• [Task instructions]
Gather up the lines with the word "components" in them.

----- Material provided

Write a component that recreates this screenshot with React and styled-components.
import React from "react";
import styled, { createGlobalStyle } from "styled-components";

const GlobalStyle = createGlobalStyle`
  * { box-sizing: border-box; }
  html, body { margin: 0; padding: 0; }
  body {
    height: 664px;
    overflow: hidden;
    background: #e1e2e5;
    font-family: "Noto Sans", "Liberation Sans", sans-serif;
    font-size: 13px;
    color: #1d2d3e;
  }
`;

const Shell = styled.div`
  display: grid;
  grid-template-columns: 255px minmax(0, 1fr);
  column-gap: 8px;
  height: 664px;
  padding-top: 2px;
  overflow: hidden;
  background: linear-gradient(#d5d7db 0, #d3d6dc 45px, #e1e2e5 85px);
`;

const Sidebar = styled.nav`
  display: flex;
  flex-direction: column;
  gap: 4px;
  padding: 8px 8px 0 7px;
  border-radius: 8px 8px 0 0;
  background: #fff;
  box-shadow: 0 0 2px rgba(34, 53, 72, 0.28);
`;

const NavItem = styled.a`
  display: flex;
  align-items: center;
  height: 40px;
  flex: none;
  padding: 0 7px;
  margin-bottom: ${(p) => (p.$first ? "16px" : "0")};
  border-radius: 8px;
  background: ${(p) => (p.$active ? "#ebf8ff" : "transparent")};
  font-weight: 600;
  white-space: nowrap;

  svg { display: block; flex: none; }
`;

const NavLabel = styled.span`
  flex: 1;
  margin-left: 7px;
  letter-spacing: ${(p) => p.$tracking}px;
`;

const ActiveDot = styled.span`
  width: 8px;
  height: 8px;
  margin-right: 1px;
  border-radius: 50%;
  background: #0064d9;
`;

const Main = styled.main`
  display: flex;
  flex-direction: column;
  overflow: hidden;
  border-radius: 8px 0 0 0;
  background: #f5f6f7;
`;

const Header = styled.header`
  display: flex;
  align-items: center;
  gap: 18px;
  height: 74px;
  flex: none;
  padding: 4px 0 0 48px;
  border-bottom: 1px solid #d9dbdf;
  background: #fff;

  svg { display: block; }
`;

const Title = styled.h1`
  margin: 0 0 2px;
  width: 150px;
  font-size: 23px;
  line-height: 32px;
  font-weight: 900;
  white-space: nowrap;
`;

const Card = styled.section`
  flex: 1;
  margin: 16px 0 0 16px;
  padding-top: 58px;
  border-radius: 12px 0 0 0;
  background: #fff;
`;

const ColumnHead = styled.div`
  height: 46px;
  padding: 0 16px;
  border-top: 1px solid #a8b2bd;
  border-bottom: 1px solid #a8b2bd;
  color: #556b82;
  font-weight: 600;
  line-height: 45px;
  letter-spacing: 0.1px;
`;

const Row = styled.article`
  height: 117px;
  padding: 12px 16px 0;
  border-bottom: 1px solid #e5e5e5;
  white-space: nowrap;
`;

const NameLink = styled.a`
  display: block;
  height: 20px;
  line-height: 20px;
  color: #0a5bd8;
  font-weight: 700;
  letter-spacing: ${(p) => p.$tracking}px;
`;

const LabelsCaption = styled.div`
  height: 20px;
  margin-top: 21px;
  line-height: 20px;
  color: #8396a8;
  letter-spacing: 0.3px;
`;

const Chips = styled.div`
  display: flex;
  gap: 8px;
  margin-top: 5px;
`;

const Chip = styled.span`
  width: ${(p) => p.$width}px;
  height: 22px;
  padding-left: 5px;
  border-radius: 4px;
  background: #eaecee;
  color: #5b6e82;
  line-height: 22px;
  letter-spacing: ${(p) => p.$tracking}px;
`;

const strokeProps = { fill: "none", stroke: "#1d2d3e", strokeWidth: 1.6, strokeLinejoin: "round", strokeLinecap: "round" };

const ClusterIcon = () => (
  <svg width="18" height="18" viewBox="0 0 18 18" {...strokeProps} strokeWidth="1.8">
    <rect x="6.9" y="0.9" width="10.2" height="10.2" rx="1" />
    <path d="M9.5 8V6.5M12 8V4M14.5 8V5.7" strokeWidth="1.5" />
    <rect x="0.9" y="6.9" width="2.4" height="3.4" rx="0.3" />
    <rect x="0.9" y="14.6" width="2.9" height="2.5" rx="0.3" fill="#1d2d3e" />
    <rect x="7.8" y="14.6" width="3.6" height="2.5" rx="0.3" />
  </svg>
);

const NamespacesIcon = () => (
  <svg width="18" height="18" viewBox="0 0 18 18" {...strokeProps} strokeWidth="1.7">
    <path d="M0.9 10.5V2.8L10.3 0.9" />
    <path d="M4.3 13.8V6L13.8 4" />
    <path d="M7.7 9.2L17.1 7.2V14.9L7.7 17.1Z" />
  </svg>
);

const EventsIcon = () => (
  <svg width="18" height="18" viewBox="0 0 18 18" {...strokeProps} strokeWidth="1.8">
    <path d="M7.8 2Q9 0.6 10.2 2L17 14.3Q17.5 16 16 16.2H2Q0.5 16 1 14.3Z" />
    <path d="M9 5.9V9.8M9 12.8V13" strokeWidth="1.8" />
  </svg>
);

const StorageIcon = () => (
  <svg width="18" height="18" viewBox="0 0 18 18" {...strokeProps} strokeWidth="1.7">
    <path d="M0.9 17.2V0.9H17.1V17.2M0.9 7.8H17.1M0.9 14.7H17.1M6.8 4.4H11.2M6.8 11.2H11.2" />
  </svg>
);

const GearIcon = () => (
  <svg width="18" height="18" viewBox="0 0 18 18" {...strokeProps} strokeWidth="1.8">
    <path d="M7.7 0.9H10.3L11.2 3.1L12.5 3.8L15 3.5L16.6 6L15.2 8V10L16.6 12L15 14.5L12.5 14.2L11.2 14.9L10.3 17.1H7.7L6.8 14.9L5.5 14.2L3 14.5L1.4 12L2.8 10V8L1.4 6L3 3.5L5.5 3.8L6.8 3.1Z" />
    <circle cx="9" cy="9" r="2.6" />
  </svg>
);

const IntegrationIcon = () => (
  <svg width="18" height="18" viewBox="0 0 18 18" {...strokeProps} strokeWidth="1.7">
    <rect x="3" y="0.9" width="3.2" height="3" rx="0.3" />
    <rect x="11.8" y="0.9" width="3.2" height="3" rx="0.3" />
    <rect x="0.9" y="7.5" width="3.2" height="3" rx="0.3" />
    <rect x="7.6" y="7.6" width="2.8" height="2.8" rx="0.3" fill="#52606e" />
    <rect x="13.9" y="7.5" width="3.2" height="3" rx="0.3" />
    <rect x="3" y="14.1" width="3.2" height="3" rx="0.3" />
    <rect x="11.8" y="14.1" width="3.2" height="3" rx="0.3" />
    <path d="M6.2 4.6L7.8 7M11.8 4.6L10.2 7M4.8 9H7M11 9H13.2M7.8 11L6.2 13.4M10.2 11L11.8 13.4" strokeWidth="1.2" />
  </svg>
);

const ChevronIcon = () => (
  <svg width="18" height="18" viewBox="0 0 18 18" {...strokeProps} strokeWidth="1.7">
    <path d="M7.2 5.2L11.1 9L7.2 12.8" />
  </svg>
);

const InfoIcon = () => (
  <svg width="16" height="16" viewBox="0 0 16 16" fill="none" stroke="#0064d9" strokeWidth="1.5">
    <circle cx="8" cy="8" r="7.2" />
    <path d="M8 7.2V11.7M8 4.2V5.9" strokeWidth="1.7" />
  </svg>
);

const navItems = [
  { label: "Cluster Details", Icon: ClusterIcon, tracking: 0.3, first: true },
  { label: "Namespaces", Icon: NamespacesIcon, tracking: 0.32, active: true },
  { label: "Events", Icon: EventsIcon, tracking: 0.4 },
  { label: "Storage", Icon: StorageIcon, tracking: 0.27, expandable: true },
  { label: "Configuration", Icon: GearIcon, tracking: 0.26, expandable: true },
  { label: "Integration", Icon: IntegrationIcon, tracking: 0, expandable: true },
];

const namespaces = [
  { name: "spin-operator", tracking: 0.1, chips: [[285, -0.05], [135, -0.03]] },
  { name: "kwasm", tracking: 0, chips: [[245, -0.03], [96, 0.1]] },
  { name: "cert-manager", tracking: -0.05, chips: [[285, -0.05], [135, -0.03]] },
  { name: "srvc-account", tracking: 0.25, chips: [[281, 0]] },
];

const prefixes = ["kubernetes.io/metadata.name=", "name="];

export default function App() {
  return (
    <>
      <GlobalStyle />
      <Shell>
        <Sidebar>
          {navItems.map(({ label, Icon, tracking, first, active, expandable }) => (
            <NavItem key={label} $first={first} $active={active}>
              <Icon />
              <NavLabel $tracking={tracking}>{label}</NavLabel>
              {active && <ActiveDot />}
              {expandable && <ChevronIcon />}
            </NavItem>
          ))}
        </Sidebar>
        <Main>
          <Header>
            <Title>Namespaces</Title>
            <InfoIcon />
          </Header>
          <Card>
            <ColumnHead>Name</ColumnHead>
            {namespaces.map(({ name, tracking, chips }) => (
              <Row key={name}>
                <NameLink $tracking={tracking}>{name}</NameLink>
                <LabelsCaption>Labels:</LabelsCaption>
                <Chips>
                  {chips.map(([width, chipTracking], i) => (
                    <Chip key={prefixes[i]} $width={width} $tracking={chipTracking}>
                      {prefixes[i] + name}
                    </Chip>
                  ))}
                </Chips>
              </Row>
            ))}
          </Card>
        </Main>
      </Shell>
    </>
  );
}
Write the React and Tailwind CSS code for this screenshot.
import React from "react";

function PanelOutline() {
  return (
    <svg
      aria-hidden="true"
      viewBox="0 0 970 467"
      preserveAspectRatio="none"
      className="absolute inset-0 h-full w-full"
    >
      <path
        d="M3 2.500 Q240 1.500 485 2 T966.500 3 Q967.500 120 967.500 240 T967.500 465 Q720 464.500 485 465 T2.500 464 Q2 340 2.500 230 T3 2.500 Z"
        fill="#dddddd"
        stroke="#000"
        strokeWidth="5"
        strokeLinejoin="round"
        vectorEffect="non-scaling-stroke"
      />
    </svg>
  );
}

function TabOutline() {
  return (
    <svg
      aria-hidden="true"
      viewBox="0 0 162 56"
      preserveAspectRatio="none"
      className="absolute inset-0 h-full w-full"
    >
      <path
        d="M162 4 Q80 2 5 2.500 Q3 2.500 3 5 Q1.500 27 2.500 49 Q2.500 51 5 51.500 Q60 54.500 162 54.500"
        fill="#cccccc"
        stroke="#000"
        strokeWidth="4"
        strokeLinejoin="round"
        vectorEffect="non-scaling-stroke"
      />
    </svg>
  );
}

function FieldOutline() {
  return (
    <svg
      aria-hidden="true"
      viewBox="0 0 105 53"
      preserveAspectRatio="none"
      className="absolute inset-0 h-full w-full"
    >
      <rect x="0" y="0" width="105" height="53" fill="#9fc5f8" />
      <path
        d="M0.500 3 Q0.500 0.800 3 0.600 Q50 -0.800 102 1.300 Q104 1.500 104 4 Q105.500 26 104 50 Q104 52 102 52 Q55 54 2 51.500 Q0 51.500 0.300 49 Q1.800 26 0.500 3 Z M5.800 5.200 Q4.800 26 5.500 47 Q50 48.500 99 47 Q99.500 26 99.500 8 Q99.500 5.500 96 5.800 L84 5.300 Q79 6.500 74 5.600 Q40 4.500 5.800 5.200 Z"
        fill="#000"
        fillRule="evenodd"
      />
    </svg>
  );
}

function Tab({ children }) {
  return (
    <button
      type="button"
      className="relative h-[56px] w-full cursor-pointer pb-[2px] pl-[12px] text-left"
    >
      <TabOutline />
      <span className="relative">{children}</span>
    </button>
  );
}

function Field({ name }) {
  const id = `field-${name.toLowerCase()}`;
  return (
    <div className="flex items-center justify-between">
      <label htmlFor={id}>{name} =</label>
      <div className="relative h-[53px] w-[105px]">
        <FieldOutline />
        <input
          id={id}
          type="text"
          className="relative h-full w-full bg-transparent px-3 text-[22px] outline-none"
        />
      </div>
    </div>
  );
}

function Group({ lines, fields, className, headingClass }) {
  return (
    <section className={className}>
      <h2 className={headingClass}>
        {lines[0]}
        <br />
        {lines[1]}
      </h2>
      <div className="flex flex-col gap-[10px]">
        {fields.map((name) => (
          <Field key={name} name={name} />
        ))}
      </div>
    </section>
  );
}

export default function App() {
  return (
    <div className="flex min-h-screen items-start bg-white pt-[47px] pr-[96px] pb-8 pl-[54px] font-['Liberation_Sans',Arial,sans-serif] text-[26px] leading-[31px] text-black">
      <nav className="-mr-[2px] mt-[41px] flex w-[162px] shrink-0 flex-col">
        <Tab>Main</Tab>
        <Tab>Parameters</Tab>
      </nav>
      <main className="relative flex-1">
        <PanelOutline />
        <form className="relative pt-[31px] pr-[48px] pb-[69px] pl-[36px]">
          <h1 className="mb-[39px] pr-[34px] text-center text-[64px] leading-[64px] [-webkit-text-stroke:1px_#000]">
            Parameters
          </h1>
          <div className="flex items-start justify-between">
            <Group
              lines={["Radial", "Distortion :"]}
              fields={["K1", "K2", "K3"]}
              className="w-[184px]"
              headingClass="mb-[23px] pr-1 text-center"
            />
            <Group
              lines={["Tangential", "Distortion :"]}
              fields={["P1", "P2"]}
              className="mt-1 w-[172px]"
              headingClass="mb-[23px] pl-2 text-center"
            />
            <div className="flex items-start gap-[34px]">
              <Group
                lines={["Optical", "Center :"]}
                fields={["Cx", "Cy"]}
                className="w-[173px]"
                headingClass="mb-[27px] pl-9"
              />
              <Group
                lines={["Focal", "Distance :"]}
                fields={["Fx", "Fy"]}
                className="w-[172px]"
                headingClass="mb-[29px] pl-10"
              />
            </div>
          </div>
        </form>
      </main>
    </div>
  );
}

----------

• [Solution to the exercise]
Write a component that recreates this screenshot with React and styled-components.
import styled, { createGlobalStyle } from "styled-components";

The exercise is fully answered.